An Interdisciplinary Exploration of Policy Shifts
Arvind Kumar Mishra
ELEMENTARY EDUCATION IN INDIA: POLICY SHIFTS, ISSUES AND CHALLENGES by Jyoti Raina Routledge, New Delhi, 2020, 288 pp., 1495.00
November 2020, volume 44, No 11

It is a paradox that when the first stage of the coveted national goal of Universalization of Elementary Education (UEE) is almost achieved (The Net Enrolment Ratio in the primary stage of elementary education was 99.6% as per the Government’s DISE data for the year 2010-11), the major stakeholders of education in our country feel that elementary education in India is in a deep crisis. Elementary Education in India: Policy Shifts, Issues and Challenges explicates the socio-political dynamics in post-Independent India that have led to the present state of elementary education in the country. It has been argued in this volume that the leaders and thinkers involved in the freedom struggle were guided by values such as egalitarianism, equality of opportunity, and social justice, and had envisioned elementary education as a means to transform Indian society according to these values.

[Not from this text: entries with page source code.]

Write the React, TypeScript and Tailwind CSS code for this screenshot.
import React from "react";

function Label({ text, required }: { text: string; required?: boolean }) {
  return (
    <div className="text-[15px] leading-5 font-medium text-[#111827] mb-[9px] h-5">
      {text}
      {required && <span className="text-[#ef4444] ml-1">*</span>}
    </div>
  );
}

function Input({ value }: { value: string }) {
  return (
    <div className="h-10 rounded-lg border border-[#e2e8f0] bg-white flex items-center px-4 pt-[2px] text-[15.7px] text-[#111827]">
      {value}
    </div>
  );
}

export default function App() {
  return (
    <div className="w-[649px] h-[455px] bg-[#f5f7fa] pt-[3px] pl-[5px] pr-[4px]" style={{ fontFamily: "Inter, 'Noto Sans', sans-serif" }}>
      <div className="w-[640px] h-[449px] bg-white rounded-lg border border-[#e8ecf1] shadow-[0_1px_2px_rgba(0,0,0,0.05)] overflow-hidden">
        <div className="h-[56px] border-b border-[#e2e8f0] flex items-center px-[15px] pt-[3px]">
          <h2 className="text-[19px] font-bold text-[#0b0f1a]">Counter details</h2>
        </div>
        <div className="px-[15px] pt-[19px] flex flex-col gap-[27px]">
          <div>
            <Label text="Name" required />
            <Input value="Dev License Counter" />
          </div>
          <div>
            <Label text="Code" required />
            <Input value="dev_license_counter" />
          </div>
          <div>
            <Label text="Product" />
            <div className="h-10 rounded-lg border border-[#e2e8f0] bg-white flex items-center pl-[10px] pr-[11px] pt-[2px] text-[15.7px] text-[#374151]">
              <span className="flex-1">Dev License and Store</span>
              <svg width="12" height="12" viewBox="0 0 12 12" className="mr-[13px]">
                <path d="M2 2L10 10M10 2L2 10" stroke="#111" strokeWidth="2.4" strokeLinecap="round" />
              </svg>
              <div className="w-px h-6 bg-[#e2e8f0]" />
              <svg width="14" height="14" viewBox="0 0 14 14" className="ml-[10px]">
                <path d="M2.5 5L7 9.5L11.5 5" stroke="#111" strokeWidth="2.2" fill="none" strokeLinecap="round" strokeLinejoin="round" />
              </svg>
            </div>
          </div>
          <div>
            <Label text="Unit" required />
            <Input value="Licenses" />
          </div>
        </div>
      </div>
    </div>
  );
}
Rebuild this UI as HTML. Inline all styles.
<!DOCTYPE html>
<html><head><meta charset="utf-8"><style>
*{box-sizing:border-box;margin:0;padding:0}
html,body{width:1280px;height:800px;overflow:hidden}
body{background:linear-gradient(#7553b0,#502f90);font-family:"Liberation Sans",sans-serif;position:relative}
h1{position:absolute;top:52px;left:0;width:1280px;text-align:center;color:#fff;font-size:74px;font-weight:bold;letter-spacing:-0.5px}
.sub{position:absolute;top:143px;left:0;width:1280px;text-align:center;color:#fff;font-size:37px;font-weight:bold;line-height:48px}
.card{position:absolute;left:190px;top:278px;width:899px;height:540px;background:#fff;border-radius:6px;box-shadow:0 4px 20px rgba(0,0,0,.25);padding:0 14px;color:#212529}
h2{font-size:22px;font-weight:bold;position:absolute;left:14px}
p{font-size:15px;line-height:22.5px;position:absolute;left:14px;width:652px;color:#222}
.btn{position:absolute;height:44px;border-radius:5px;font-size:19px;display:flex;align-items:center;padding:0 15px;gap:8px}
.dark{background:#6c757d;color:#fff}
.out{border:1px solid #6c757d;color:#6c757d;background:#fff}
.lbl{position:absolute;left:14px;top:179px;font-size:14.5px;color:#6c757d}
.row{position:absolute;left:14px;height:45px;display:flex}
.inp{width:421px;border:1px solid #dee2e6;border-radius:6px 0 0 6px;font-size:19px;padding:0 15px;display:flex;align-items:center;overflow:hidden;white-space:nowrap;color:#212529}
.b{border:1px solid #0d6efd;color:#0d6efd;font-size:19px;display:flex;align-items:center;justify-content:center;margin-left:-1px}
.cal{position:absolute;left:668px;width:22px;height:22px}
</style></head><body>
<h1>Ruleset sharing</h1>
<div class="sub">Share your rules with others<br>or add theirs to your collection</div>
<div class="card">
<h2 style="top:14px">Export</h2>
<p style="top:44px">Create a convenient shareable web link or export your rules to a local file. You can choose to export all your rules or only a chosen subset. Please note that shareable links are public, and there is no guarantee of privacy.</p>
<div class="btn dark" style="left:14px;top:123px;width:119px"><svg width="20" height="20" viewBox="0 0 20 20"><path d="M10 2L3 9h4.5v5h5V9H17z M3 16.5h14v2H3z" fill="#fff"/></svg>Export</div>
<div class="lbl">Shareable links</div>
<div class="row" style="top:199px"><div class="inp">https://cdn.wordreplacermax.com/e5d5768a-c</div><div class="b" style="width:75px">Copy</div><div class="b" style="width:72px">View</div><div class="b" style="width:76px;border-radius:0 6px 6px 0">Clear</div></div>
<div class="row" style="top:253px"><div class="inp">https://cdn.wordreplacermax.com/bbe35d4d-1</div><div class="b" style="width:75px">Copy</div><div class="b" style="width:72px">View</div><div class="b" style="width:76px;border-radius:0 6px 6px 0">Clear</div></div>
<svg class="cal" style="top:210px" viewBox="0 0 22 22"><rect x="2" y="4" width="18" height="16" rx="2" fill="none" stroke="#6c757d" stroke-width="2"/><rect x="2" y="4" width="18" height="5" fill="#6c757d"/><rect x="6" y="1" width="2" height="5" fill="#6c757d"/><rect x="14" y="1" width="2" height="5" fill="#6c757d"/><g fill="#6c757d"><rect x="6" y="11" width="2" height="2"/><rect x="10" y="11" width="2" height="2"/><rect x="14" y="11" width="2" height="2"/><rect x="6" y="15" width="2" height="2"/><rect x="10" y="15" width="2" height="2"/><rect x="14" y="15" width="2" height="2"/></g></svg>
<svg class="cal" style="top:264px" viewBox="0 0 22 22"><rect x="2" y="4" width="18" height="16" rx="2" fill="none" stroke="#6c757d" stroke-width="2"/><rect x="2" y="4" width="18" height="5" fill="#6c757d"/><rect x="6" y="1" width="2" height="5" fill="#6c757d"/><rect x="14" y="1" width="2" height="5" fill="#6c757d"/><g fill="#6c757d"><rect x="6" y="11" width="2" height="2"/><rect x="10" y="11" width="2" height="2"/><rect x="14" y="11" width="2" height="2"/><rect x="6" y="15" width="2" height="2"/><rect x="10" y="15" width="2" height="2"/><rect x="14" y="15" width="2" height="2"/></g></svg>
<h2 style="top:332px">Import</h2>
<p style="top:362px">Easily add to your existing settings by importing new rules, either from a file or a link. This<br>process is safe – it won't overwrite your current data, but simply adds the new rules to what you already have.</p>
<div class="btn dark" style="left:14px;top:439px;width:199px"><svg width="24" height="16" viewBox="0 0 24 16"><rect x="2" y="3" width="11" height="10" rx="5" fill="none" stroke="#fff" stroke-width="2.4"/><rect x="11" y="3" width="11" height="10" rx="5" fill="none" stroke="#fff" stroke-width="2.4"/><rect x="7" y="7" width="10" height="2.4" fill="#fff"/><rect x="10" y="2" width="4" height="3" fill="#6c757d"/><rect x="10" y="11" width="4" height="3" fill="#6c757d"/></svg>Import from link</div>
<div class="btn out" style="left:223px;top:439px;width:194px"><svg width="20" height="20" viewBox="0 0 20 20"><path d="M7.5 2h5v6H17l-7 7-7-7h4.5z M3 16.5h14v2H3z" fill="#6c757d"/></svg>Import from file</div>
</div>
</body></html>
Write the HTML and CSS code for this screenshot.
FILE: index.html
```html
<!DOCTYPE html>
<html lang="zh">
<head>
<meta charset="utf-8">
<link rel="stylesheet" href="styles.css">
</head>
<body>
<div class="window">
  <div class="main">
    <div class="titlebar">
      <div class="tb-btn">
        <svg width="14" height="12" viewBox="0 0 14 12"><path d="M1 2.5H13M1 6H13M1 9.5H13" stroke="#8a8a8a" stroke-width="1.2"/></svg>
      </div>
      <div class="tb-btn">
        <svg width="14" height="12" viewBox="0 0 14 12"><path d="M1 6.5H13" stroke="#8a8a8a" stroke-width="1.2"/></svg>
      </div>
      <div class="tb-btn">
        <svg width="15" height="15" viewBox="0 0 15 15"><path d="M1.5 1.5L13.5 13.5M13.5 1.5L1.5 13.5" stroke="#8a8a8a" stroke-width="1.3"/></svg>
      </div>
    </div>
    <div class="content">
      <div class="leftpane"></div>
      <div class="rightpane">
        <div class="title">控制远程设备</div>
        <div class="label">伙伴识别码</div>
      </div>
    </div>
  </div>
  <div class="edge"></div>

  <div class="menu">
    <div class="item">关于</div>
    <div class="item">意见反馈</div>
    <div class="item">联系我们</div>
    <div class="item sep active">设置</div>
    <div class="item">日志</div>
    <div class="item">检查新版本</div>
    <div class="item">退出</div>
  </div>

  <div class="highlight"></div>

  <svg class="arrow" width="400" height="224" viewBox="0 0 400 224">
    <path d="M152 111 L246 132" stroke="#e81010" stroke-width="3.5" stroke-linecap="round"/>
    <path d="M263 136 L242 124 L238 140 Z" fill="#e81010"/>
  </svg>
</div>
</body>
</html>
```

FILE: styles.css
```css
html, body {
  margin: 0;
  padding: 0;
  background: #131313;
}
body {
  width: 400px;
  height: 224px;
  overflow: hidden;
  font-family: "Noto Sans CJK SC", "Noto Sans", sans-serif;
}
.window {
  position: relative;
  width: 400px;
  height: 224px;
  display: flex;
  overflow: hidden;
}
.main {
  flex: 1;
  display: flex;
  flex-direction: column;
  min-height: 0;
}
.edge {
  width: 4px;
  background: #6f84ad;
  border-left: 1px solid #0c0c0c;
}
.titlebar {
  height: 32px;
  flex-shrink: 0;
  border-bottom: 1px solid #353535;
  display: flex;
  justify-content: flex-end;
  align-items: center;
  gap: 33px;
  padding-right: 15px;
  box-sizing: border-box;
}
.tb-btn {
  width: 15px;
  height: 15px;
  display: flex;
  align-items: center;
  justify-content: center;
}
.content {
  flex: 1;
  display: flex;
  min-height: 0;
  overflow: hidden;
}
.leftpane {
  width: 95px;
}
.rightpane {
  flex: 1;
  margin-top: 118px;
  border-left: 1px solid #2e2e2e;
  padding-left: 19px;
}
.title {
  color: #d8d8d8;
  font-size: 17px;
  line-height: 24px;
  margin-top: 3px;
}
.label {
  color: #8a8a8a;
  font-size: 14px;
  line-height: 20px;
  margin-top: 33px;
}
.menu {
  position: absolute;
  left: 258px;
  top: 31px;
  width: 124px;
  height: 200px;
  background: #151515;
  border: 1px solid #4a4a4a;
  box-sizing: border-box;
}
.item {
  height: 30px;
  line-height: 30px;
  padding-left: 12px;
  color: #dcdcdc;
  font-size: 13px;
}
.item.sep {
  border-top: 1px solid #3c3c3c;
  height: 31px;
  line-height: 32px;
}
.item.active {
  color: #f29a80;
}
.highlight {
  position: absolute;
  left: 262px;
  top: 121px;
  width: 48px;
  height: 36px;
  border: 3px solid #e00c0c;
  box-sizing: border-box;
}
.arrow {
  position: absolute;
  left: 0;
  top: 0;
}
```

However, in post-Independent India, the thinking of the leaders of our country demonstrates a tension between education’s role in economic development and its role in bringing about social transformation in the country. Right after the attainment of freedom, political leaders and bureaucrats accorded greater importance to higher and technical education over elementary education as they thought that the former will play a key role in the modernization and economic development of the country whereas the latter was viewed as an act of welfare only.